The river flowing through the Atuel canyon was dammed in the 50´s sometime and the company who built the dam put a dirt road in through the canyon that passes all the hydroelectric plants and the deep canyon is very scenic and pretty. It is kind of hard to imagine how the area was before the dam, but it is quite beautiful in most places now. We popped out in San Rafeal and made a dash for Mendoza. Unfortunately, just 50 km outside of Mendoza, after a sunny clear and hot day, the sky all of a sudden turned purple and rained as hard as it could so we had to turn around and go back to another “off the boat” town of Tunuyan where we magically found a great room for a good price right off the bat and they even let us park the bikes in the lobby. This actually worked out well because we then arrived in Mendoza early enough the next day to get a room in a cute Spanish-style hosteria where we chilled out for a couple of days before heading back to Chile. Reading the paper later, it turns out that the freak storm dumped one third of the average annual rainfall in 20 minutes and caused several accidents and a town outside of Mendoza had to be evacuated. They are known to have kind of wierd weather in Mendoza- it is one of the worst places in the world for hail- big hail that is exceptionally hard on grape crops, cars and peoples heads. 70% of the country´s wine is produced in the Mendoza region so they spend millions each year having an American company come in and do “weather modification” for them- seeding hail storm clouds so more little hail falls instead of the big golf-ball size ones that are so destructive. There are also hail shelters along the highway, although some people have stolen the covers off of some of them, which is pretty brilliant.....

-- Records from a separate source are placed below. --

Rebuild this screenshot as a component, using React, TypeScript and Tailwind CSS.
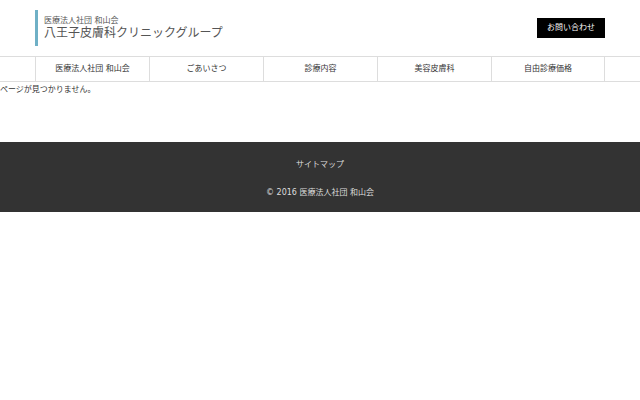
const font = { fontFamily: '"DejaVu Sans", "Noto Sans CJK JP", sans-serif' }

const NAV = ['医療法人社団 和山会', 'ごあいさつ', '診療内容', '美容皮膚科', '自由診療価格']

export default function App() {
  return (
    <div className="bg-white text-[#333]" style={font}>
      {/* Header */}
      <header className="w-[570px] mx-auto pt-[10px] flex justify-between">
        <div className="border-l-[3px] border-[#6fb0c6] pl-[6px] h-[36px] flex flex-col justify-center">
          <div className="text-[8px] leading-[10px] text-[#555]">医療法人社団 和山会</div>
          <div className="text-[12px] leading-[15px] text-[#555]">八王子皮膚科クリニックグループ</div>
        </div>
        <a className="mt-[8px] w-[68px] h-[20px] bg-black text-white text-[8px] flex items-center justify-center">
          お問い合わせ
        </a>
      </header>

      {/* Global nav */}
      <nav className="mt-[10px] border-y border-[#ddd]">
        <ul className="w-[570px] mx-auto flex">
          {NAV.map((item, i) => (
            <li
              key={item}
              className={`w-[114px] h-[24px] flex items-center justify-center text-[8px] text-[#333] border-l border-[#ddd] ${i === NAV.length - 1 ? 'border-r' : ''}`}
            >
              {item}
            </li>
          ))}
        </ul>
      </nav>

      {/* Content */}
      <main className="h-[60px] pt-[2px]">
        <p className="text-[8px] leading-[12px] text-[#333]">ページが見つかりません。</p>
      </main>

      {/* Footer */}
      <footer className="bg-[#333] h-[70px] flex flex-col items-center pt-[17px] text-[8px] text-[#ddd]">
        <div className="leading-[12px]">サイトマップ</div>
        <div className="leading-[12px] mt-[16px]">© 2016 医療法人社団 和山会</div>
      </footer>
    </div>
  )
}
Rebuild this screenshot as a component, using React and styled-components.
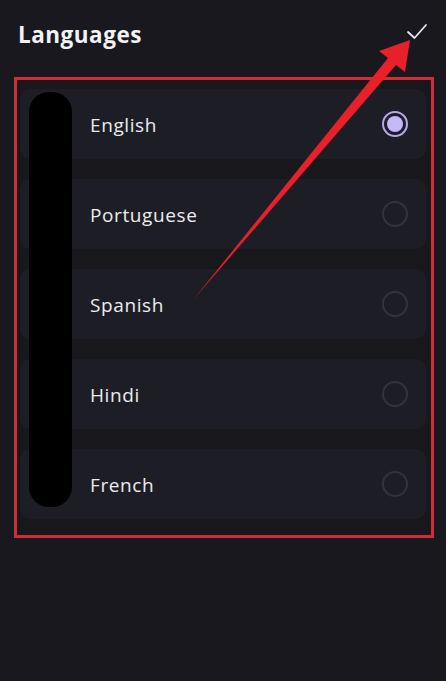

The ride to Chile was pretty nice. The road to the border followed a pretty tame river the color of chocolate milk that people were rafting on and I had to laugh because of how amazing the Futaleufu rafting we did was, especially compared to this. The pass between the countries is at a pretty high altitude, something like 3000 m or so-the scenery is great but you would not believe the road!! The very top is a 4 km long tunnel (yikes-scarey) that starts in Argentina and ends in Chile and looking back once you get to the other side, you can look back and see the suicide road that this fairly recent tunnel bypasses. This is the busiest border crossing between Chile and Argentina and for once, they had both country´s migration and customs in the same location and everything was drive through. This actually confused us more than streamline the process but eventually we figured it out and began the incredible road down the other side. I had seen a picture of this road before but thought that it was trick photography so I couldn´t believe when I looked down and saw the road looking pretty much as it did in the pic we saw on John Welburns website, which I have attached for your viewing pleasure (I promise we will have our own digital camera for the next trip).

We arrived that night in Vina and checked back into the place we stayed at when we were here at Christmas. Next day we met up with the Motodiscovery Tour group (at their much more expensive hotel), washed bikes, changed oil and made arrangements to hook up with them again the next day to load the bikes into the container. We had a good time talking with the guys who took the tour. They were on a 1 month tour which cost them as much as we had spent in 3 months, but their bikes were delayed by 5 days so the itinerary changed.
A couple of the guys didn´t like the new route (which skipped Ruta 40) and took off on their own. Several (expensive) bikes were tipped over inside the container because they had apparently been loaded and tied down by customs people in the US who obviously knew nothing about tying bikes. The container had also been broken into during transit and one guys riding gear was stolen and he had to ride in jeans the whole trip (hard to find replacement gear like that here on short notice). The only woman on the trip crashed 100 km into the trip at 140 km/hr while passing a semi- she walked away only by grace of God. Another guy lost his passport. Really, they had a lot of problems for such a short period of time. It made Scott and I really happy to have done things the way we did. We just hope they won´t have as many problems with shipping home. To be safe, we all tied down our own bikes inside the container while customs checked them and the paperwork out and we removed everything that could be stolen- what else can you do??

So now we are just chilling in Vina. The weather is nowhere near as nice as it was at Christmas so we haven´t been to the beach, just scurrying around getting the bikes ready and packing our bike luggage into bags that can go on the airplane and arranging a bus ride to the airport - thank goodness we didn´t have to take the bus all over the past 3 months- it requires a lot more organization and punctuality. I had originally booked our flight home to give us a weekend at the beach to relax before we left and it is too bad that didn´t really work out that way, but not too bad since my dad and stepmom invited Scott and I to join them for a week in Hawaii a couple of days after we arrive home. Since we can´t get into Scotts apartment until March and since we don´t have jobs and since Scott has never been to Hawaii and since I missed Christmas at home, we decided to go, even though we don´t deserve it and can´t really afford it. Ah well, whats another week after 3 months on the road?

Cheers all, and thanks for listening to our travel tales. Scott is currently compiling the trip stats as we speak- kms, what we broke, what bad habits we have developed. We´ll post those at www.zodomatica.com/ontheroad/ shortly. See you all soon!